━━━ Given material
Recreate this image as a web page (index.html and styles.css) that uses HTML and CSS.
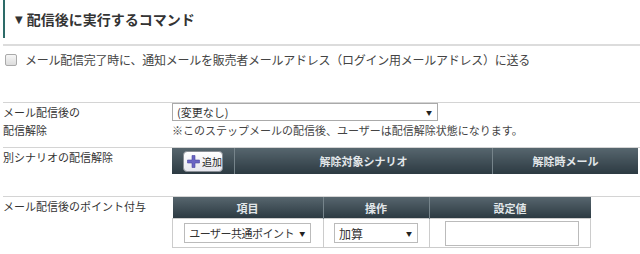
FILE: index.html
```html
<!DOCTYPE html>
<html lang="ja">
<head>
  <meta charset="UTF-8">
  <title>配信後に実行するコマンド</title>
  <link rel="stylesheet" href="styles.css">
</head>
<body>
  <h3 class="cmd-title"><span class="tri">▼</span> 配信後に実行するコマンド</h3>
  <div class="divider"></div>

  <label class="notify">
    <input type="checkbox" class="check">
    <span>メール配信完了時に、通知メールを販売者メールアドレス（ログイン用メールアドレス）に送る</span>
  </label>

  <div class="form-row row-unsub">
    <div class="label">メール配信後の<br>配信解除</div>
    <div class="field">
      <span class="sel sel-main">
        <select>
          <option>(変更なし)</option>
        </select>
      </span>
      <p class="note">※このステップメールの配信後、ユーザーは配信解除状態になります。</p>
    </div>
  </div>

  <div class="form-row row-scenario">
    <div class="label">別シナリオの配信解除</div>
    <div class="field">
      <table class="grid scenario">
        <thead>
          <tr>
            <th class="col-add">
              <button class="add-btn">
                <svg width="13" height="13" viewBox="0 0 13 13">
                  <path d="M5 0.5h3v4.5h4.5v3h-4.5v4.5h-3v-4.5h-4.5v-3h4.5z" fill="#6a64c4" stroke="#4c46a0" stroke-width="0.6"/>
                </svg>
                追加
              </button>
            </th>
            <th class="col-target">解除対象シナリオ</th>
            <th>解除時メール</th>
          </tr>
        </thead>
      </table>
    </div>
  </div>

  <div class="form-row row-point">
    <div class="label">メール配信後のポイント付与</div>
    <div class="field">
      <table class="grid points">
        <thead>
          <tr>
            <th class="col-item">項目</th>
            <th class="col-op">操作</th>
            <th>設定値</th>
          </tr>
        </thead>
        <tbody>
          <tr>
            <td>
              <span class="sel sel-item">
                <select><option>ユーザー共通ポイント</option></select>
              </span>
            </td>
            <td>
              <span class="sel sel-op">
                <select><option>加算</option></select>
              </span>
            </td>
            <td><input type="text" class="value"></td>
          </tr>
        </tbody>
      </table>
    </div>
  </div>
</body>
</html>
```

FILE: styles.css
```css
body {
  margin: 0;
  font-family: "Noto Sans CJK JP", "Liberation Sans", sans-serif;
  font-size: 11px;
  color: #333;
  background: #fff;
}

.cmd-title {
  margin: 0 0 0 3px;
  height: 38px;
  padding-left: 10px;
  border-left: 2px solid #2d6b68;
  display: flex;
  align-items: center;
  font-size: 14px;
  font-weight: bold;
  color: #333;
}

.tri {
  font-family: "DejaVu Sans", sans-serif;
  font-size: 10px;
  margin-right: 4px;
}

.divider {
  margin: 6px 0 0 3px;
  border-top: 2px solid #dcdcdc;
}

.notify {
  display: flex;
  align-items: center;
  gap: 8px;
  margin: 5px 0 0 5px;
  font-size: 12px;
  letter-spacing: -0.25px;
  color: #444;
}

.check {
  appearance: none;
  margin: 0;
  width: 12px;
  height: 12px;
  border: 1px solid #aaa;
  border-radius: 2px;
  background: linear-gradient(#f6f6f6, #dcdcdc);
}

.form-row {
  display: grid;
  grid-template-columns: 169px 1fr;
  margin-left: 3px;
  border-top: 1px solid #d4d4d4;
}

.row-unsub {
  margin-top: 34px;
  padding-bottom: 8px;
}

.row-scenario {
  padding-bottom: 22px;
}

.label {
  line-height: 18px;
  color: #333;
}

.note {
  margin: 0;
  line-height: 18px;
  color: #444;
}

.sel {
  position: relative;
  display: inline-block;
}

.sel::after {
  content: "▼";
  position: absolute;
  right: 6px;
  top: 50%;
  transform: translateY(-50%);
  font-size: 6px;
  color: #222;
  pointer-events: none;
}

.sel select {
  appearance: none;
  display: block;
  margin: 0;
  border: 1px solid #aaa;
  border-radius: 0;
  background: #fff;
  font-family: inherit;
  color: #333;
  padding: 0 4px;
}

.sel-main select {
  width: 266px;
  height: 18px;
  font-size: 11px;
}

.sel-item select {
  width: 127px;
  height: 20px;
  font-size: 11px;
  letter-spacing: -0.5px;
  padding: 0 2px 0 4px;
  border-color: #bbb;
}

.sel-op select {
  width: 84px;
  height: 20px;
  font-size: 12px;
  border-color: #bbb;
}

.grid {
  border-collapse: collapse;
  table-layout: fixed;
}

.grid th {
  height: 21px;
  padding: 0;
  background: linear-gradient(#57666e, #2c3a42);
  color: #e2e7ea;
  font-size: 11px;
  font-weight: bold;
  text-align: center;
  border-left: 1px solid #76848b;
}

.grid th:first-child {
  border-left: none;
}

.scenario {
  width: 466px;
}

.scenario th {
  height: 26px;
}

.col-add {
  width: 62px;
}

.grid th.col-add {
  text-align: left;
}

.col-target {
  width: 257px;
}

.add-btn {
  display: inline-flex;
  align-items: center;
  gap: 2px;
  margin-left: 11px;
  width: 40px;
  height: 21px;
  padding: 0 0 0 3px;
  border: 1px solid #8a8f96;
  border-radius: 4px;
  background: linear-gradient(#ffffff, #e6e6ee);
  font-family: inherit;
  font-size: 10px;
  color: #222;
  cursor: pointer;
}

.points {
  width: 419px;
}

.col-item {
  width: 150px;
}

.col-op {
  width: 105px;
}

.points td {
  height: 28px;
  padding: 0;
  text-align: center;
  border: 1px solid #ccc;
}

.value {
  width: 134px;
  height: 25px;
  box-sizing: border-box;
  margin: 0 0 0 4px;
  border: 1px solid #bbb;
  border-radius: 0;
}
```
━━━━━━
● Task goal: Give an exact copy of the material, leaving out every picture.

● Full answer:
Recreate this image as a web page (index.html and styles.css) that uses HTML and CSS.
FILE: index.html
```html
<!DOCTYPE html>
<html lang="ja">
<head>
  <meta charset="UTF-8">
  <title>配信後に実行するコマンド</title>
  <link rel="stylesheet" href="styles.css">
</head>
<body>
  <h3 class="cmd-title"><span class="tri">▼</span> 配信後に実行するコマンド</h3>
  <div class="divider"></div>

  <label class="notify">
    <input type="checkbox" class="check">
    <span>メール配信完了時に、通知メールを販売者メールアドレス（ログイン用メールアドレス）に送る</span>
  </label>

  <div class="form-row row-unsub">
    <div class="label">メール配信後の<br>配信解除</div>
    <div class="field">
      <span class="sel sel-main">
        <select>
          <option>(変更なし)</option>
        </select>
      </span>
      <p class="note">※このステップメールの配信後、ユーザーは配信解除状態になります。</p>
    </div>
  </div>

  <div class="form-row row-scenario">
    <div class="label">別シナリオの配信解除</div>
    <div class="field">
      <table class="grid scenario">
        <thead>
          <tr>
            <th class="col-add">
              <button class="add-btn">
                <svg width="13" height="13" viewBox="0 0 13 13">
                  <path d="M5 0.5h3v4.5h4.5v3h-4.5v4.5h-3v-4.5h-4.5v-3h4.5z" fill="#6a64c4" stroke="#4c46a0" stroke-width="0.6"/>
                </svg>
                追加
              </button>
            </th>
            <th class="col-target">解除対象シナリオ</th>
            <th>解除時メール</th>
          </tr>
        </thead>
      </table>
    </div>
  </div>

  <div class="form-row row-point">
    <div class="label">メール配信後のポイント付与</div>
    <div class="field">
      <table class="grid points">
        <thead>
          <tr>
            <th class="col-item">項目</th>
            <th class="col-op">操作</th>
            <th>設定値</th>
          </tr>
        </thead>
        <tbody>
          <tr>
            <td>
              <span class="sel sel-item">
                <select><option>ユーザー共通ポイント</option></select>
              </span>
            </td>
            <td>
              <span class="sel sel-op">
                <select><option>加算</option></select>
              </span>
            </td>
            <td><input type="text" class="value"></td>
          </tr>
        </tbody>
      </table>
    </div>
  </div>
</body>
</html>
```

FILE: styles.css
```css
body {
  margin: 0;
  font-family: "Noto Sans CJK JP", "Liberation Sans", sans-serif;
  font-size: 11px;
  color: #333;
  background: #fff;
}

.cmd-title {
  margin: 0 0 0 3px;
  height: 38px;
  padding-left: 10px;
  border-left: 2px solid #2d6b68;
  display: flex;
  align-items: center;
  font-size: 14px;
  font-weight: bold;
  color: #333;
}

.tri {
  font-family: "DejaVu Sans", sans-serif;
  font-size: 10px;
  margin-right: 4px;
}

.divider {
  margin: 6px 0 0 3px;
  border-top: 2px solid #dcdcdc;
}

.notify {
  display: flex;
  align-items: center;
  gap: 8px;
  margin: 5px 0 0 5px;
  font-size: 12px;
  letter-spacing: -0.25px;
  color: #444;
}

.check {
  appearance: none;
  margin: 0;
  width: 12px;
  height: 12px;
  border: 1px solid #aaa;
  border-radius: 2px;
  background: linear-gradient(#f6f6f6, #dcdcdc);
}

.form-row {
  display: grid;
  grid-template-columns: 169px 1fr;
  margin-left: 3px;
  border-top: 1px solid #d4d4d4;
}

.row-unsub {
  margin-top: 34px;
  padding-bottom: 8px;
}

.row-scenario {
  padding-bottom: 22px;
}

.label {
  line-height: 18px;
  color: #333;
}

.note {
  margin: 0;
  line-height: 18px;
  color: #444;
}

.sel {
  position: relative;
  display: inline-block;
}

.sel::after {
  content: "▼";
  position: absolute;
  right: 6px;
  top: 50%;
  transform: translateY(-50%);
  font-size: 6px;
  color: #222;
  pointer-events: none;
}

.sel select {
  appearance: none;
  display: block;
  margin: 0;
  border: 1px solid #aaa;
  border-radius: 0;
  background: #fff;
  font-family: inherit;
  color: #333;
  padding: 0 4px;
}

.sel-main select {
  width: 266px;
  height: 18px;
  font-size: 11px;
}

.sel-item select {
  width: 127px;
  height: 20px;
  font-size: 11px;
  letter-spacing: -0.5px;
  padding: 0 2px 0 4px;
  border-color: #bbb;
}

.sel-op select {
  width: 84px;
  height: 20px;
  font-size: 12px;
  border-color: #bbb;
}

.grid {
  border-collapse: collapse;
  table-layout: fixed;
}

.grid th {
  height: 21px;
  padding: 0;
  background: linear-gradient(#57666e, #2c3a42);
  color: #e2e7ea;
  font-size: 11px;
  font-weight: bold;
  text-align: center;
  border-left: 1px solid #76848b;
}

.grid th:first-child {
  border-left: none;
}

.scenario {
  width: 466px;
}

.scenario th {
  height: 26px;
}

.col-add {
  width: 62px;
}

.grid th.col-add {
  text-align: left;
}

.col-target {
  width: 257px;
}

.add-btn {
  display: inline-flex;
  align-items: center;
  gap: 2px;
  margin-left: 11px;
  width: 40px;
  height: 21px;
  padding: 0 0 0 3px;
  border: 1px solid #8a8f96;
  border-radius: 4px;
  background: linear-gradient(#ffffff, #e6e6ee);
  font-family: inherit;
  font-size: 10px;
  color: #222;
  cursor: pointer;
}

.points {
  width: 419px;
}

.col-item {
  width: 150px;
}

.col-op {
  width: 105px;
}

.points td {
  height: 28px;
  padding: 0;
  text-align: center;
  border: 1px solid #ccc;
}

.value {
  width: 134px;
  height: 25px;
  box-sizing: border-box;
  margin: 0 0 0 4px;
  border: 1px solid #bbb;
  border-radius: 0;
}
```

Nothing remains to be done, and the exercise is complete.